Short exercise -> Some lines in the listing below may include the string "styles". How many are there? Give only the number.

Data lines ->
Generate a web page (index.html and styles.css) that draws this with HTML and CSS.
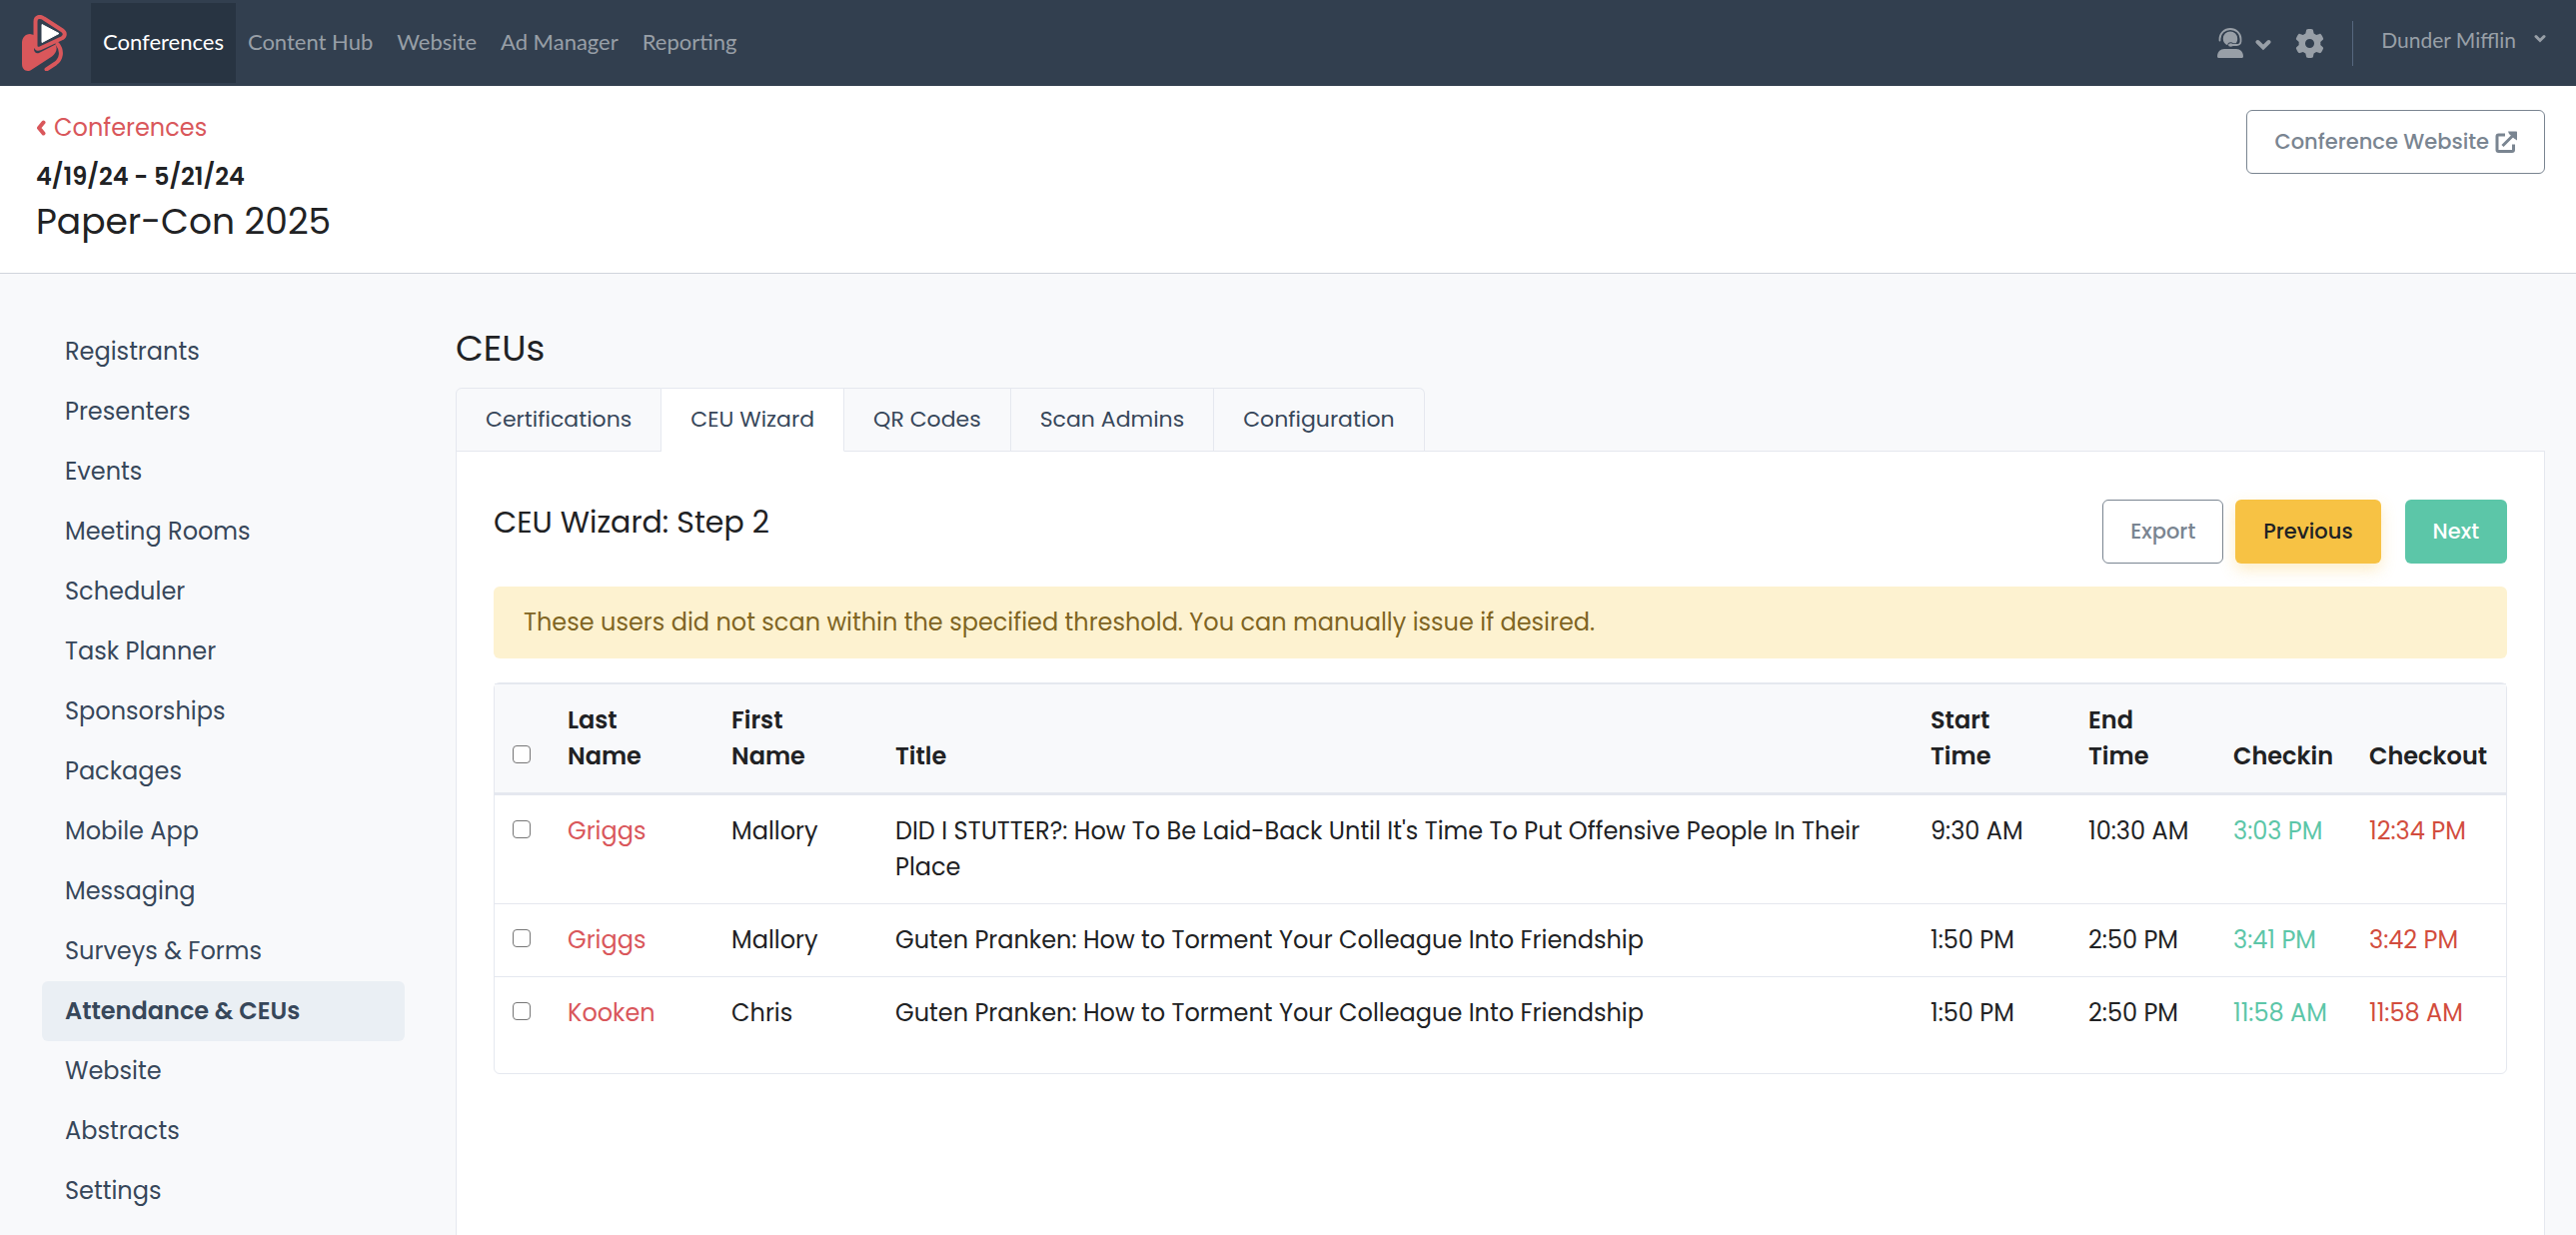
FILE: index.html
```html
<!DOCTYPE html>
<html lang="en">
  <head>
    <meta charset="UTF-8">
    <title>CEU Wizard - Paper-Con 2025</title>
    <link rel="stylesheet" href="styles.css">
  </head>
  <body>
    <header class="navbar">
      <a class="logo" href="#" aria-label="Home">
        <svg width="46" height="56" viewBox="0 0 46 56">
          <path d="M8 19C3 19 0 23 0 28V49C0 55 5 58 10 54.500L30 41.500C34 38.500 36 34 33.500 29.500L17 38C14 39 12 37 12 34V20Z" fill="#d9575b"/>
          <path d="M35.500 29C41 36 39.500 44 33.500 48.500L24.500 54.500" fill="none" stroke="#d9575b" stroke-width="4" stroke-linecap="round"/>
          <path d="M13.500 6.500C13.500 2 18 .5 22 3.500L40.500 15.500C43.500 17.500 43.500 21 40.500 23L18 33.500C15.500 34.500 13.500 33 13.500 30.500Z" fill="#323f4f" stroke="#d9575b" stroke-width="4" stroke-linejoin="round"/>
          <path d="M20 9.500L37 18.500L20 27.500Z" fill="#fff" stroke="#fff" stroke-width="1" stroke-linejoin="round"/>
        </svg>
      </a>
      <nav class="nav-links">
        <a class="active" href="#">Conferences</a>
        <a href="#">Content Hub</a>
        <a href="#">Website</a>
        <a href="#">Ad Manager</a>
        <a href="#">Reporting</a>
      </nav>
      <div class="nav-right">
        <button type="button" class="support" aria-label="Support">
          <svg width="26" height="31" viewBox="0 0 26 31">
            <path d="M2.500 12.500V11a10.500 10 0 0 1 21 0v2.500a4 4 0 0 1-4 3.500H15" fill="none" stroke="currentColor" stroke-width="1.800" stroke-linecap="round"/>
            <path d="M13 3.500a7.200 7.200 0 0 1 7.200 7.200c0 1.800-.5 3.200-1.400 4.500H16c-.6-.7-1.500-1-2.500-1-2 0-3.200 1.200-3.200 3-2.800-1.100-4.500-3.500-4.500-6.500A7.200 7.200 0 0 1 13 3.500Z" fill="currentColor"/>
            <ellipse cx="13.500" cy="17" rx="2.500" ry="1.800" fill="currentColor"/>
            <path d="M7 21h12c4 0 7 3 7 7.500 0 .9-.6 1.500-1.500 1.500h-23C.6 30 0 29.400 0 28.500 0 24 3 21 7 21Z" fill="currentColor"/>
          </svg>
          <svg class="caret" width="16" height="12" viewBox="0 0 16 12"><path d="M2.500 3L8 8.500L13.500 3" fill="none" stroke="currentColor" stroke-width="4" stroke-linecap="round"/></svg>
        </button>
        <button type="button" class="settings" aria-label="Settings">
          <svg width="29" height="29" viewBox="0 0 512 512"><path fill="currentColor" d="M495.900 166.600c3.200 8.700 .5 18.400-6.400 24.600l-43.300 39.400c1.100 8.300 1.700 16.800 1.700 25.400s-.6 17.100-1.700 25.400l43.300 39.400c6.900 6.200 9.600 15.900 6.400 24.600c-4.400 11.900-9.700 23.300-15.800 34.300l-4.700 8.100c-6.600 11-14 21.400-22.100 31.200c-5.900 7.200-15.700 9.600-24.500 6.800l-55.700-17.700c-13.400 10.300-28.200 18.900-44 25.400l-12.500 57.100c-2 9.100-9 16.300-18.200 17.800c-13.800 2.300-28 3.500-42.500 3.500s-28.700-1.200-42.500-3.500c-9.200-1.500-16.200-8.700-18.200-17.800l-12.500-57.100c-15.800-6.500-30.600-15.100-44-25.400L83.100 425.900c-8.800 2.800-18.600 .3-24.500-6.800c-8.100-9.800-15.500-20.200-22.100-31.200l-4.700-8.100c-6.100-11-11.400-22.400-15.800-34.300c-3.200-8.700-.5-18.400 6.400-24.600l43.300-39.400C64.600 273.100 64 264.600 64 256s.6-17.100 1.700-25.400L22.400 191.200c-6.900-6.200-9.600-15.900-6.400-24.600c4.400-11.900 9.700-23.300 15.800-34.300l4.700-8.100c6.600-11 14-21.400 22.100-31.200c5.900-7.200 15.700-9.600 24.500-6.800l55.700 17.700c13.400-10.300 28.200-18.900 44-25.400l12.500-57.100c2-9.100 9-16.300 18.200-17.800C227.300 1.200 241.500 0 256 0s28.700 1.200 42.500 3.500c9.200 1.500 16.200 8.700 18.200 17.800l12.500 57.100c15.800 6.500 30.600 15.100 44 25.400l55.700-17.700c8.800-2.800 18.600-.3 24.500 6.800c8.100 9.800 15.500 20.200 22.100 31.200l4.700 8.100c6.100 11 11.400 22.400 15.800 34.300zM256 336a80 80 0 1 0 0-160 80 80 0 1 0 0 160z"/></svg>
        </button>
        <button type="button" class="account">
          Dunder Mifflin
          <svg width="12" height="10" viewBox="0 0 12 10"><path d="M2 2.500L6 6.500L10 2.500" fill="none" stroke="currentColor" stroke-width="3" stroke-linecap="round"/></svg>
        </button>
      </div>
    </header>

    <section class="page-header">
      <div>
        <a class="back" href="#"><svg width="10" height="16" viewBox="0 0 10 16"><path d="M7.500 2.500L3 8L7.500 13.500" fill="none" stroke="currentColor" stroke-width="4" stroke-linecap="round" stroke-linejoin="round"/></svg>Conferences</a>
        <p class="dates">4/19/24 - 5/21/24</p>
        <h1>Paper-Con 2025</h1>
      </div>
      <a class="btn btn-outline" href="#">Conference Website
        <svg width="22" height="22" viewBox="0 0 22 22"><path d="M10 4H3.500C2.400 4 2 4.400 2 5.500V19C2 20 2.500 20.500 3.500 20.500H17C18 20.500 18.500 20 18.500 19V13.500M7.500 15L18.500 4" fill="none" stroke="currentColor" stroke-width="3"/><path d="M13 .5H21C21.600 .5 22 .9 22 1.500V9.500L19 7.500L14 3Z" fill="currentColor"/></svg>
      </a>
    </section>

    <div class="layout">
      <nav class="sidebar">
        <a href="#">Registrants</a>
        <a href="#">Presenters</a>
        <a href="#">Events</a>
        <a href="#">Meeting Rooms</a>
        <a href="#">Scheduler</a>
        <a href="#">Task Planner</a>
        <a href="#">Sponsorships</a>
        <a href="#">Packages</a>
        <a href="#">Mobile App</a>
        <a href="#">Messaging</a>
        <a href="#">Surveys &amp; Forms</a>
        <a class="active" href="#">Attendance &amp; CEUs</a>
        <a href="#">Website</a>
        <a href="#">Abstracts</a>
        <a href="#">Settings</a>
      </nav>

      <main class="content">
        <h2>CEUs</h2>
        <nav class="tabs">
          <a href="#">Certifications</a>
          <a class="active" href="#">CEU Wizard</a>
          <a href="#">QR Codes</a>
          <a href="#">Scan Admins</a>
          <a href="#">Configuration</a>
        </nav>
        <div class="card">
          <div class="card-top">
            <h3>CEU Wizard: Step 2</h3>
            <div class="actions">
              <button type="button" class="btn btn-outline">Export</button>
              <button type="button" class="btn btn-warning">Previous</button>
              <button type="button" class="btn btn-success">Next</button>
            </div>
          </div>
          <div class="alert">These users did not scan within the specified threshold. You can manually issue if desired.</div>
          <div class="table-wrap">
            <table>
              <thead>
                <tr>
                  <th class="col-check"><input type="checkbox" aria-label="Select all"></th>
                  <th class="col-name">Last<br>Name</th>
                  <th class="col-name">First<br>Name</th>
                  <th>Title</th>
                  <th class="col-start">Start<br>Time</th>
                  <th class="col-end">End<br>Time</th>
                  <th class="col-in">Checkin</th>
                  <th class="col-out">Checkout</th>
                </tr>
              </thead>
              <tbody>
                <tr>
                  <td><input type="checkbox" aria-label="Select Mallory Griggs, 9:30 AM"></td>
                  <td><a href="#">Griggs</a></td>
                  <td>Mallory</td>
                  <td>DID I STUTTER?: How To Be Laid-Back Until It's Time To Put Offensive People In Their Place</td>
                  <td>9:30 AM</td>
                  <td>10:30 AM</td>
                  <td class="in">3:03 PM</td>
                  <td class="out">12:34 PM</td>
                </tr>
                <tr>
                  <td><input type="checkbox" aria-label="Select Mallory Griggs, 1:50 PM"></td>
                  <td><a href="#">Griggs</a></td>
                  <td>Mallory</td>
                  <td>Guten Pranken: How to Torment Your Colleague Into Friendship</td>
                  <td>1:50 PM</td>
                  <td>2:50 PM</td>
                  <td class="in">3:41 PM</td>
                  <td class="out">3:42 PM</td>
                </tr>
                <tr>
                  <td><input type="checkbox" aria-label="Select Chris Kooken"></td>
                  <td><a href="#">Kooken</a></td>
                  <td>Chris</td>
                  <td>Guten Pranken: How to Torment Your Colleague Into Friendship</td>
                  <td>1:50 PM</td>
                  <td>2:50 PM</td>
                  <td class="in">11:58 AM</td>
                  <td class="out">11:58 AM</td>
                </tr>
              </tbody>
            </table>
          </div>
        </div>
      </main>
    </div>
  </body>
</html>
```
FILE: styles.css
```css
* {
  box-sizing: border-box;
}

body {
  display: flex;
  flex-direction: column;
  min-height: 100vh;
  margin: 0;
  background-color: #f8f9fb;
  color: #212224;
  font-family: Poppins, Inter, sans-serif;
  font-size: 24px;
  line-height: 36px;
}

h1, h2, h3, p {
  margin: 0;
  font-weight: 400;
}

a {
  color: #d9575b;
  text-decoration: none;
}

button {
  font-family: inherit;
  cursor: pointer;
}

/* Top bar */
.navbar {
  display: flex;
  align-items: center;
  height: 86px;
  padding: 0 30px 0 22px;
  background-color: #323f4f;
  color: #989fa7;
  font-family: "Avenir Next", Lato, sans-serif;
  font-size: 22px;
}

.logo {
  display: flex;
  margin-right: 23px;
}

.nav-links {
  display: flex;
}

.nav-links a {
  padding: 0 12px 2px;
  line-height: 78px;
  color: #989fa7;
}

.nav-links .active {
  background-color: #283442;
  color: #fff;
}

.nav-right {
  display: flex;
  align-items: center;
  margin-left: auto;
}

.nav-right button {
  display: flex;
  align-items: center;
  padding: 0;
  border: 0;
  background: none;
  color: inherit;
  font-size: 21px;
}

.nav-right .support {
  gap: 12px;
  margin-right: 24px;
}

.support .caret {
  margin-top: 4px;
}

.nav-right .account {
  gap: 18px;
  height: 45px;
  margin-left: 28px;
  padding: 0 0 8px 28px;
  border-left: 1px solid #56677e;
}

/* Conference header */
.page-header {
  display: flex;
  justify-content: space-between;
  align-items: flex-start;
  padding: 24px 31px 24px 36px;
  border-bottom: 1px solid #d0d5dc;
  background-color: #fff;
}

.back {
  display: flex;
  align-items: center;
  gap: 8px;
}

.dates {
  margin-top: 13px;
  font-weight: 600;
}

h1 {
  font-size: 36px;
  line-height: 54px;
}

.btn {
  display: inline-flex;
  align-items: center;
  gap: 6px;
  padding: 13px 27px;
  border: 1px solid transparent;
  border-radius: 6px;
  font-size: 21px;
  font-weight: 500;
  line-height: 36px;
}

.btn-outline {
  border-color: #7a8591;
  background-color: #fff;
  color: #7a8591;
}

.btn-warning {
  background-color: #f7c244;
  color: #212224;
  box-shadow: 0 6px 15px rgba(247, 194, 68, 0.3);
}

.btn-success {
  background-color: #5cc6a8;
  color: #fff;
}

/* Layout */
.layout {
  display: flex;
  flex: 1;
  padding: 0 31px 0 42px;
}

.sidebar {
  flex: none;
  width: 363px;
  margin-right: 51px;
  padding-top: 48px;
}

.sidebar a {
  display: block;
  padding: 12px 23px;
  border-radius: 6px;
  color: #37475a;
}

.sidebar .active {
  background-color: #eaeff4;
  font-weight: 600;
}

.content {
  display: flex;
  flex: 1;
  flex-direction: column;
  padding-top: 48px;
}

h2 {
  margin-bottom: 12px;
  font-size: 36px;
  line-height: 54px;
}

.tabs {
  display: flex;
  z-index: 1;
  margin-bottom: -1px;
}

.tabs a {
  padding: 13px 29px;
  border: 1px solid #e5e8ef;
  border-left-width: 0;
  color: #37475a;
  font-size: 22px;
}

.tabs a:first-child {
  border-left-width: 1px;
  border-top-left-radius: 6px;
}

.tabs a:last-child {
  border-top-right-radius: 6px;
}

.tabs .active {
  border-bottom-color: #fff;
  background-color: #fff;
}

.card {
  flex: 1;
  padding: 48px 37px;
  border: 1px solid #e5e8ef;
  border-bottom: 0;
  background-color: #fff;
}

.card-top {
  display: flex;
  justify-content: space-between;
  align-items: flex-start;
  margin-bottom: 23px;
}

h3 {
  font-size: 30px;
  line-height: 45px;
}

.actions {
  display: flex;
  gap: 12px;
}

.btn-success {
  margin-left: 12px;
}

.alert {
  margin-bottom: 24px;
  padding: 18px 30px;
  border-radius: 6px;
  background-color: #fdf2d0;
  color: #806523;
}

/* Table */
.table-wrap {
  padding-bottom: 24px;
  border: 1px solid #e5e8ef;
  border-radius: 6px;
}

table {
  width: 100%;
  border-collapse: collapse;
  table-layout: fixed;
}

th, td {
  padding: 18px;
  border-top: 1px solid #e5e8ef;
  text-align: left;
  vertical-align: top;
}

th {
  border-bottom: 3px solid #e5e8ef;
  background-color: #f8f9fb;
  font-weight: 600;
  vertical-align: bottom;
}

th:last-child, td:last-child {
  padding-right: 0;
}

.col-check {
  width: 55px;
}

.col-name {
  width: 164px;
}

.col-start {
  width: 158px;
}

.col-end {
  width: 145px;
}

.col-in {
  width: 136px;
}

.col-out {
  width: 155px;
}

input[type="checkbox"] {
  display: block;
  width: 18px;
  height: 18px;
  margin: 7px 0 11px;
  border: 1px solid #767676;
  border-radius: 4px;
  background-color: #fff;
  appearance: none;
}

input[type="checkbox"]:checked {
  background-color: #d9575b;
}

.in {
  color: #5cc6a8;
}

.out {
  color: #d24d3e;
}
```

Correct response -> 3